Much of the violence has taken place in Jerusalem. Security forces use live ammunition against Palestinian protesters, but Israeli Jewish crowds have been allowed to march through Palestinian neighbourhoods chanting “Death to the Arabs!” and other racist slogans.

The latest violence has affected Palestinians in all parts of the country. In Gaza, protesters have been killed by Israeli forces shooting over the wall. An October 10 air strike on Gaza killed Nour Rasmi Hassan and her baby daughter Rahaf. Hassan was pregnant at the time of her murder.

Palestinians with Israeli citizenship are not immune. On October 9, Israa Abed was shot at a bus station in Alufa, near Nazareth, while surrounded by police and a crowd of hostile Jewish civilians. As with other cases, the video disproves the official story, which claims she was shot while trying to stab a security guard.

The video shows that what was claimed to be knife was actually a pair of sunglasses.

It also shows that many of the civilians were armed. Since the spike in violence, Israeli politicians have been urging Jewish citizens to carry weapons - and use them.

The tone of comments by former government minister and leader of the Yesh Atid party, Yair Lapid, was typical: “Don't hesitate, even when an incident just starts, shooting to kill is the right thing to do.

“The directives should specify shooting to kill when anyone pulls out a knife or screwdriver or whatever.”

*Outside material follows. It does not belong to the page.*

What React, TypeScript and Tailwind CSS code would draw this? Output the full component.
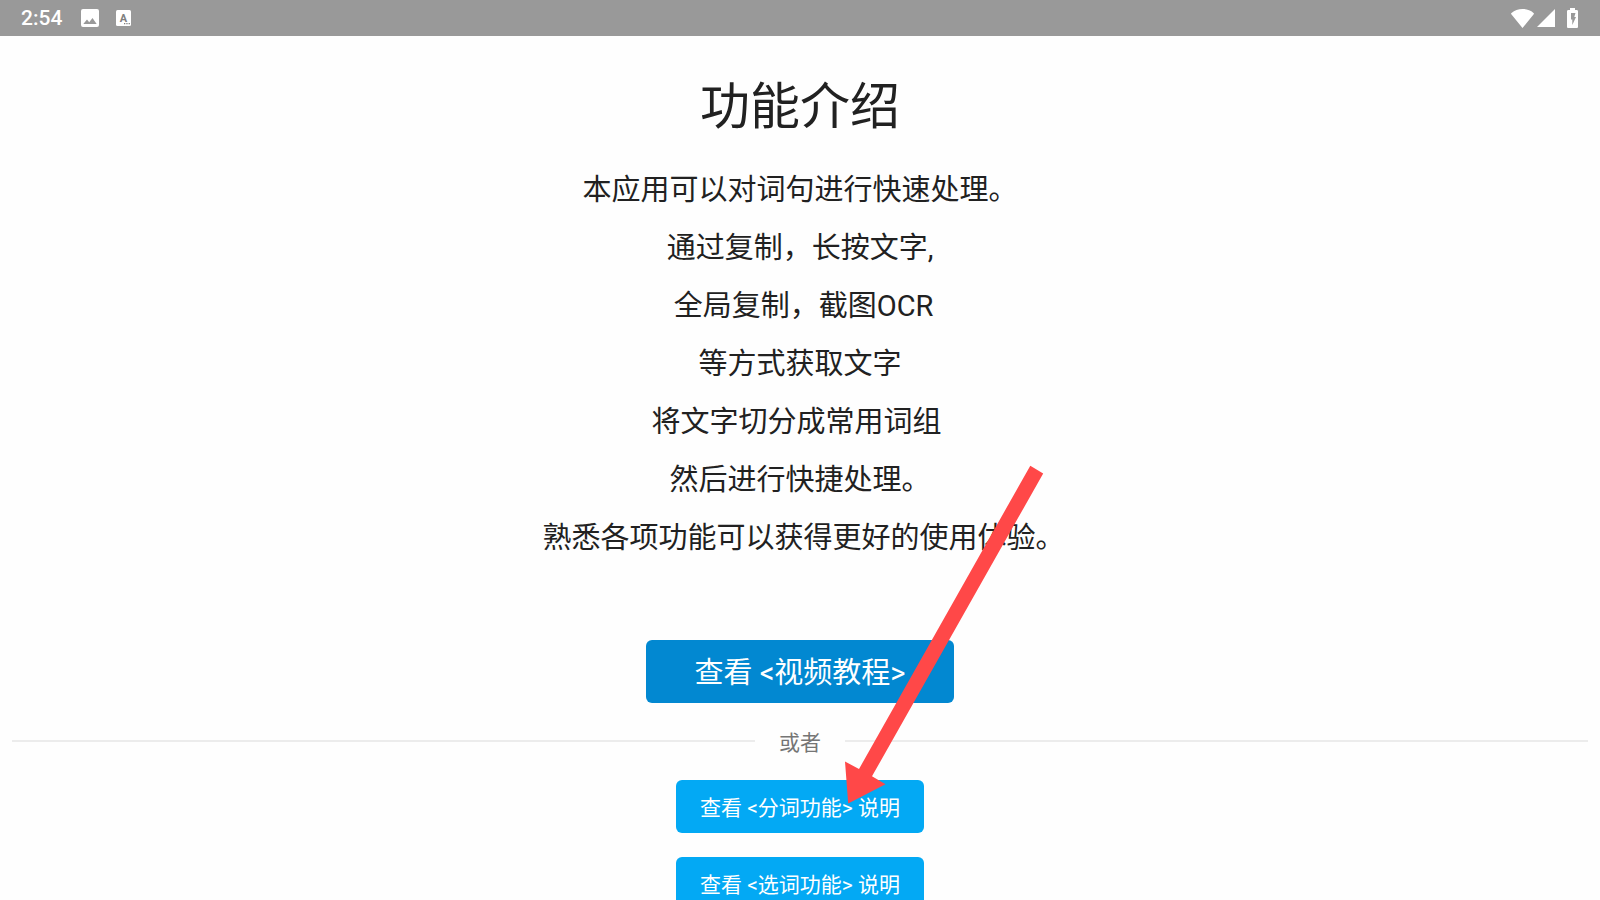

The October 12 Haaretz reported that he “clarified that authorities will give full legal backing to such actions”.

Increasingly the debate within Jewish Israeli politics is between those who wish to further institutionalise apartheid and those who wish to go further and totally ethnically cleanse the country. The disturbing undercurrent in the violence of the past few weeks is that the second, genocidal, option is becoming the favoured one.

The escalating cycle of violence playing out right now will continue as long as Western powers continue to back Israel.